● Work required: Do not carry the pictures over; copy every other part of the entries exactly.

[Pages as source code]
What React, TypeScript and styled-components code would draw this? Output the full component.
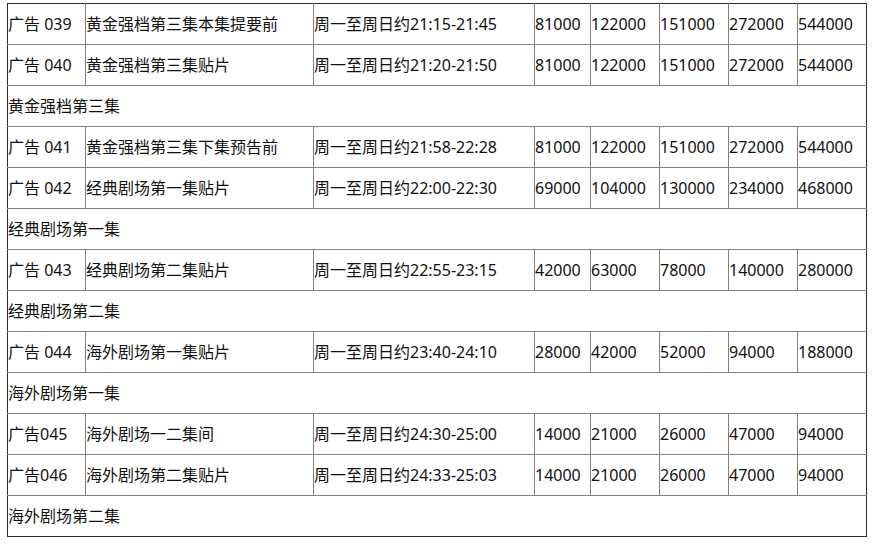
import React from "react";
import styled, { createGlobalStyle } from "styled-components";

const Global = createGlobalStyle`
  html, body { margin: 0; padding: 0; background: #fff; }
  body { font-family: "Noto Sans", "Noto Sans CJK SC", sans-serif; color: #111; }
`;

const Page = styled.div`
  padding: 3px 0 0 7px;
`;

const Table = styled.table`
  border-collapse: collapse;
  table-layout: fixed;
  width: 860px;
  font-size: 16px;
`;

const Cell = styled.td`
  border: 1px solid #808080;
  height: 40px;
  padding: 0;
  vertical-align: middle;
  white-space: nowrap;
  overflow: hidden;
  line-height: 20px;
  tr:first-child > & { border-top-color: #2b2b2b; }
  tr:last-child > & { border-bottom-color: #2b2b2b; }
  &:first-child { border-left-color: #2b2b2b; }
  &:last-child { border-right-color: #2b2b2b; }
`;

type Ad = { kind: "ad"; code: string; name: string; time: string; prices: string[] };
type Group = { kind: "group"; title: string };
type Row = Ad | Group;

const widths = [78, 228, 221, 56, 69, 69, 69, 69];

const rows: Row[] = [
  { kind: "ad", code: "广告 039", name: "黄金强档第三集本集提要前", time: "周一至周日约21:15-21:45", prices: ["81000", "122000", "151000", "272000", "544000"] },
  { kind: "ad", code: "广告 040", name: "黄金强档第三集贴片", time: "周一至周日约21:20-21:50", prices: ["81000", "122000", "151000", "272000", "544000"] },
  { kind: "group", title: "黄金强档第三集" },
  { kind: "ad", code: "广告 041", name: "黄金强档第三集下集预告前", time: "周一至周日约21:58-22:28", prices: ["81000", "122000", "151000", "272000", "544000"] },
  { kind: "ad", code: "广告 042", name: "经典剧场第一集贴片", time: "周一至周日约22:00-22:30", prices: ["69000", "104000", "130000", "234000", "468000"] },
  { kind: "group", title: "经典剧场第一集" },
  { kind: "ad", code: "广告 043", name: "经典剧场第二集贴片", time: "周一至周日约22:55-23:15", prices: ["42000", "63000", "78000", "140000", "280000"] },
  { kind: "group", title: "经典剧场第二集" },
  { kind: "ad", code: "广告 044", name: "海外剧场第一集贴片", time: "周一至周日约23:40-24:10", prices: ["28000", "42000", "52000", "94000", "188000"] },
  { kind: "group", title: "海外剧场第一集" },
  { kind: "ad", code: "广告045", name: "海外剧场一二集间", time: "周一至周日约24:30-25:00", prices: ["14000", "21000", "26000", "47000", "94000"] },
  { kind: "ad", code: "广告046", name: "海外剧场第二集贴片", time: "周一至周日约24:33-25:03", prices: ["14000", "21000", "26000", "47000", "94000"] },
  { kind: "group", title: "海外剧场第二集" },
];

export default function App() {
  return (
    <>
      <Global />
      <Page>
        <Table>
          <colgroup>
            {widths.map((w, i) => (
              <col key={i} style={{ width: w }} />
            ))}
          </colgroup>
          <tbody>
            {rows.map((r, i) =>
              r.kind === "group" ? (
                <tr key={i}>
                  <Cell colSpan={8}>{r.title}</Cell>
                </tr>
              ) : (
                <tr key={i}>
                  <Cell>{r.code}</Cell>
                  <Cell>{r.name}</Cell>
                  <Cell>{r.time}</Cell>
                  {r.prices.map((p, j) => (
                    <Cell key={j}>{p}</Cell>
                  ))}
                </tr>
              )
            )}
          </tbody>
        </Table>
      </Page>
    </>
  );
}
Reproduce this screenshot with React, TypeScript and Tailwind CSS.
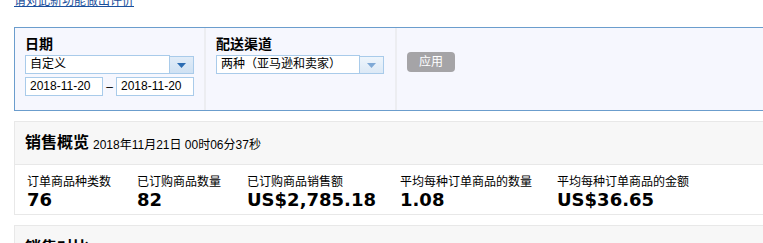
import React from "react";

const cjk = { fontFamily: '"Liberation Sans", "Noto Sans CJK SC", sans-serif' };
const num = { fontFamily: '"DejaVu Sans", "Noto Sans CJK SC", sans-serif' };

function Arrow({ light }: { light?: boolean }) {
  return (
    <svg width="9" height="5" viewBox="0 0 9 5">
      <polygon points="0,0 9,0 4.5,5" fill={light ? "#7fa9d6" : "#2b6cb3"} />
    </svg>
  );
}

function Select({ text, width, light }: { text: string; width: string; light?: boolean }) {
  return (
    <div className={`flex h-[19px] ${width}`}>
      <div className="flex-1 h-[19px] border border-[#a9cbea] bg-white pl-[4px] text-[12px] leading-[17px] text-black">
        {text}
      </div>
      <div
        className={`w-[24px] h-[18px] mt-[1px] flex items-center justify-center border border-[#a9cbea] border-l-0 ${
          light ? "bg-gradient-to-b from-[#eef5fc] to-[#dce9f6]" : "bg-gradient-to-b from-[#e1ecf8] to-[#cfe1f3]"
        }`}
      >
        <Arrow light={light} />
      </div>
    </div>
  );
}

const stats = [
  { label: "订单商品种类数", value: "76", w: "w-[110px]" },
  { label: "已订购商品数量", value: "82", w: "w-[110px]" },
  { label: "已订购商品销售额", value: "US$2,785.18", w: "w-[153px]" },
  { label: "平均每种订单商品的数量", value: "1.08", w: "w-[157px]" },
  { label: "平均每种订单商品的金额", value: "US$36.65", w: "w-[160px]" },
];

export default function App() {
  return (
    <div className="w-[763px] h-[243px] overflow-hidden bg-white" style={cjk}>
      <div className="w-[820px] pl-[14px]">
        <div className="h-[27px] flex items-start">
          <a className="block -mt-[6px] text-[12px] leading-[14px] text-[#1a4f9c] underline" href="#">
            请对此新功能做出评价
          </a>
        </div>
        <div className="flex h-[84px] border-y border-l border-[#6b9dcd] bg-[#f6f7fe]">
          <div className="w-[191px] border-r-2 border-[#ecedf1] pl-[10px] pt-[7px]">
            <div className="text-[14px] leading-[18px] font-bold text-black">日期</div>
            <div className="mt-[2px]">
              <Select text="自定义" width="w-[169px]" />
            </div>
            <div className="mt-[3px] flex items-center">
              <div className="w-[78px] h-[19px] border border-[#a9cbea] bg-white pl-[4px] text-[12px] leading-[17px] text-black">
                2018-11-20
              </div>
              <div className="w-[13px] text-center text-[12px] text-black">–</div>
              <div className="w-[78px] h-[19px] border border-[#a9cbea] bg-white pl-[4px] text-[12px] leading-[17px] text-black">
                2018-11-20
              </div>
            </div>
          </div>
          <div className="w-[191px] border-r-2 border-[#ecedf1] pl-[10px] pt-[7px]">
            <div className="text-[14px] leading-[18px] font-bold text-black">配送渠道</div>
            <div className="mt-[2px]">
              <Select text="两种（亚马逊和卖家）" width="w-[168px]" light />
            </div>
          </div>
          <div className="flex-1 pl-[10px] pt-[21px]">
            <button className="w-[48px] h-[20px] rounded-[4px] bg-[#a5a4a7] text-white text-[12px] leading-[20px]">
              应用
            </button>
          </div>
        </div>

        <div className="mt-[10px] border border-[#e8e8e8]">
          <div className="h-[43px] bg-[#f7f7f7] border-b border-[#e8e8e8] pl-[10px] flex items-center">
            <span className="text-[16px] font-bold text-black leading-[20px]">销售概览</span>
            <span className="ml-[4px] mt-[3px] text-[12px] text-black">2018年11月21日 00时06分37秒</span>
          </div>
          <div className="h-[49px] bg-white flex pl-[12px] pt-[9px]">
            {stats.map((s) => (
              <div key={s.label} className={s.w}>
                <div className="text-[12px] leading-[16px] text-black">{s.label}</div>
                <div className="text-[18px] leading-[20px] font-bold text-black" style={num}>
                  {s.value}
                </div>
              </div>
            ))}
          </div>
        </div>

        <div className="mt-[10px] border border-[#e8e8e8] bg-[#f7f7f7] h-[40px] pl-[10px] pt-[10px]">
          <span className="text-[16px] font-bold text-black leading-[20px]">销售对比</span>
        </div>
      </div>
    </div>
  );
}
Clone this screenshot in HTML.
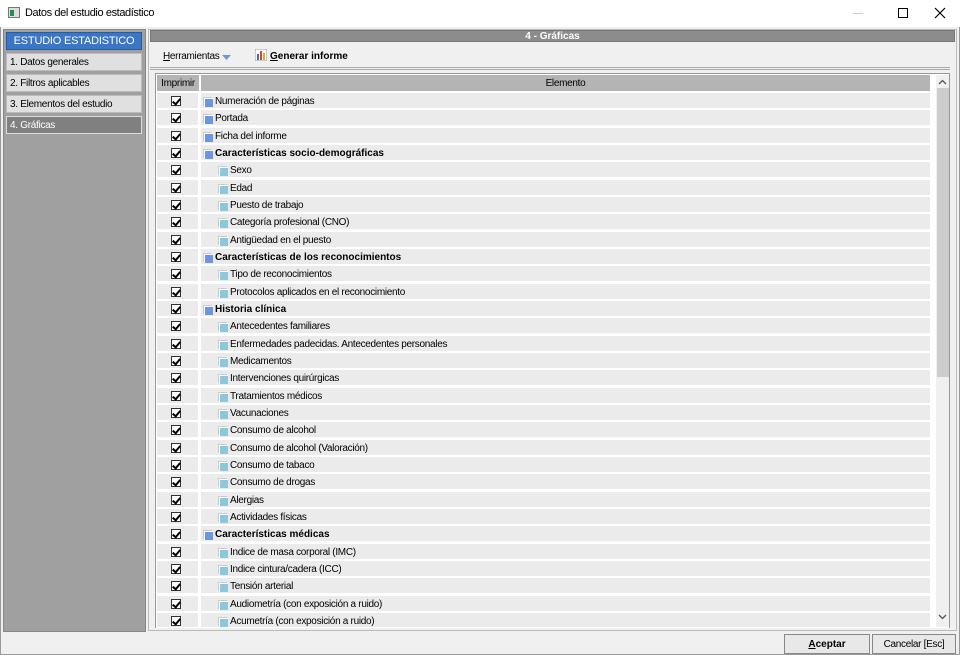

● Output of the task:
What React, TypeScript and styled-components code would draw this? Output the full component.
import React from "react";
import styled, { createGlobalStyle } from "styled-components";

const Global = createGlobalStyle`
  html, body { margin: 0; padding: 0; background: #fff; }
  body { font-family: "Noto Sans", "Noto Sans CJK SC", sans-serif; color: #111; }
`;

const Page = styled.div`
  padding: 3px 0 0 7px;
`;

const Table = styled.table`
  border-collapse: collapse;
  table-layout: fixed;
  width: 860px;
  font-size: 16px;
`;

const Cell = styled.td`
  border: 1px solid #808080;
  height: 40px;
  padding: 0;
  vertical-align: middle;
  white-space: nowrap;
  overflow: hidden;
  line-height: 20px;
  tr:first-child > & { border-top-color: #2b2b2b; }
  tr:last-child > & { border-bottom-color: #2b2b2b; }
  &:first-child { border-left-color: #2b2b2b; }
  &:last-child { border-right-color: #2b2b2b; }
`;

type Ad = { kind: "ad"; code: string; name: string; time: string; prices: string[] };
type Group = { kind: "group"; title: string };
type Row = Ad | Group;

const widths = [78, 228, 221, 56, 69, 69, 69, 69];

const rows: Row[] = [
  { kind: "ad", code: "广告 039", name: "黄金强档第三集本集提要前", time: "周一至周日约21:15-21:45", prices: ["81000", "122000", "151000", "272000", "544000"] },
  { kind: "ad", code: "广告 040", name: "黄金强档第三集贴片", time: "周一至周日约21:20-21:50", prices: ["81000", "122000", "151000", "272000", "544000"] },
  { kind: "group", title: "黄金强档第三集" },
  { kind: "ad", code: "广告 041", name: "黄金强档第三集下集预告前", time: "周一至周日约21:58-22:28", prices: ["81000", "122000", "151000", "272000", "544000"] },
  { kind: "ad", code: "广告 042", name: "经典剧场第一集贴片", time: "周一至周日约22:00-22:30", prices: ["69000", "104000", "130000", "234000", "468000"] },
  { kind: "group", title: "经典剧场第一集" },
  { kind: "ad", code: "广告 043", name: "经典剧场第二集贴片", time: "周一至周日约22:55-23:15", prices: ["42000", "63000", "78000", "140000", "280000"] },
  { kind: "group", title: "经典剧场第二集" },
  { kind: "ad", code: "广告 044", name: "海外剧场第一集贴片", time: "周一至周日约23:40-24:10", prices: ["28000", "42000", "52000", "94000", "188000"] },
  { kind: "group", title: "海外剧场第一集" },
  { kind: "ad", code: "广告045", name: "海外剧场一二集间", time: "周一至周日约24:30-25:00", prices: ["14000", "21000", "26000", "47000", "94000"] },
  { kind: "ad", code: "广告046", name: "海外剧场第二集贴片", time: "周一至周日约24:33-25:03", prices: ["14000", "21000", "26000", "47000", "94000"] },
  { kind: "group", title: "海外剧场第二集" },
];

export default function App() {
  return (
    <>
      <Global />
      <Page>
        <Table>
          <colgroup>
            {widths.map((w, i) => (
              <col key={i} style={{ width: w }} />
            ))}
          </colgroup>
          <tbody>
            {rows.map((r, i) =>
              r.kind === "group" ? (
                <tr key={i}>
                  <Cell colSpan={8}>{r.title}</Cell>
                </tr>
              ) : (
                <tr key={i}>
                  <Cell>{r.code}</Cell>
                  <Cell>{r.name}</Cell>
                  <Cell>{r.time}</Cell>
                  {r.prices.map((p, j) => (
                    <Cell key={j}>{p}</Cell>
                  ))}
                </tr>
              )
            )}
          </tbody>
        </Table>
      </Page>
    </>
  );
}
Reproduce this screenshot with React, TypeScript and Tailwind CSS.
import React from "react";

const cjk = { fontFamily: '"Liberation Sans", "Noto Sans CJK SC", sans-serif' };
const num = { fontFamily: '"DejaVu Sans", "Noto Sans CJK SC", sans-serif' };

function Arrow({ light }: { light?: boolean }) {
  return (
    <svg width="9" height="5" viewBox="0 0 9 5">
      <polygon points="0,0 9,0 4.5,5" fill={light ? "#7fa9d6" : "#2b6cb3"} />
    </svg>
  );
}

function Select({ text, width, light }: { text: string; width: string; light?: boolean }) {
  return (
    <div className={`flex h-[19px] ${width}`}>
      <div className="flex-1 h-[19px] border border-[#a9cbea] bg-white pl-[4px] text-[12px] leading-[17px] text-black">
        {text}
      </div>
      <div
        className={`w-[24px] h-[18px] mt-[1px] flex items-center justify-center border border-[#a9cbea] border-l-0 ${
          light ? "bg-gradient-to-b from-[#eef5fc] to-[#dce9f6]" : "bg-gradient-to-b from-[#e1ecf8] to-[#cfe1f3]"
        }`}
      >
        <Arrow light={light} />
      </div>
    </div>
  );
}

const stats = [
  { label: "订单商品种类数", value: "76", w: "w-[110px]" },
  { label: "已订购商品数量", value: "82", w: "w-[110px]" },
  { label: "已订购商品销售额", value: "US$2,785.18", w: "w-[153px]" },
  { label: "平均每种订单商品的数量", value: "1.08", w: "w-[157px]" },
  { label: "平均每种订单商品的金额", value: "US$36.65", w: "w-[160px]" },
];

export default function App() {
  return (
    <div className="w-[763px] h-[243px] overflow-hidden bg-white" style={cjk}>
      <div className="w-[820px] pl-[14px]">
        <div className="h-[27px] flex items-start">
          <a className="block -mt-[6px] text-[12px] leading-[14px] text-[#1a4f9c] underline" href="#">
            请对此新功能做出评价
          </a>
        </div>
        <div className="flex h-[84px] border-y border-l border-[#6b9dcd] bg-[#f6f7fe]">
          <div className="w-[191px] border-r-2 border-[#ecedf1] pl-[10px] pt-[7px]">
            <div className="text-[14px] leading-[18px] font-bold text-black">日期</div>
            <div className="mt-[2px]">
              <Select text="自定义" width="w-[169px]" />
            </div>
            <div className="mt-[3px] flex items-center">
              <div className="w-[78px] h-[19px] border border-[#a9cbea] bg-white pl-[4px] text-[12px] leading-[17px] text-black">
                2018-11-20
              </div>
              <div className="w-[13px] text-center text-[12px] text-black">–</div>
              <div className="w-[78px] h-[19px] border border-[#a9cbea] bg-white pl-[4px] text-[12px] leading-[17px] text-black">
                2018-11-20
              </div>
            </div>
          </div>
          <div className="w-[191px] border-r-2 border-[#ecedf1] pl-[10px] pt-[7px]">
            <div className="text-[14px] leading-[18px] font-bold text-black">配送渠道</div>
            <div className="mt-[2px]">
              <Select text="两种（亚马逊和卖家）" width="w-[168px]" light />
            </div>
          </div>
          <div className="flex-1 pl-[10px] pt-[21px]">
            <button className="w-[48px] h-[20px] rounded-[4px] bg-[#a5a4a7] text-white text-[12px] leading-[20px]">
              应用
            </button>
          </div>
        </div>

        <div className="mt-[10px] border border-[#e8e8e8]">
          <div className="h-[43px] bg-[#f7f7f7] border-b border-[#e8e8e8] pl-[10px] flex items-center">
            <span className="text-[16px] font-bold text-black leading-[20px]">销售概览</span>
            <span className="ml-[4px] mt-[3px] text-[12px] text-black">2018年11月21日 00时06分37秒</span>
          </div>
          <div className="h-[49px] bg-white flex pl-[12px] pt-[9px]">
            {stats.map((s) => (
              <div key={s.label} className={s.w}>
                <div className="text-[12px] leading-[16px] text-black">{s.label}</div>
                <div className="text-[18px] leading-[20px] font-bold text-black" style={num}>
                  {s.value}
                </div>
              </div>
            ))}
          </div>
        </div>

        <div className="mt-[10px] border border-[#e8e8e8] bg-[#f7f7f7] h-[40px] pl-[10px] pt-[10px]">
          <span className="text-[16px] font-bold text-black leading-[20px]">销售对比</span>
        </div>
      </div>
    </div>
  );
}
Clone this screenshot in HTML.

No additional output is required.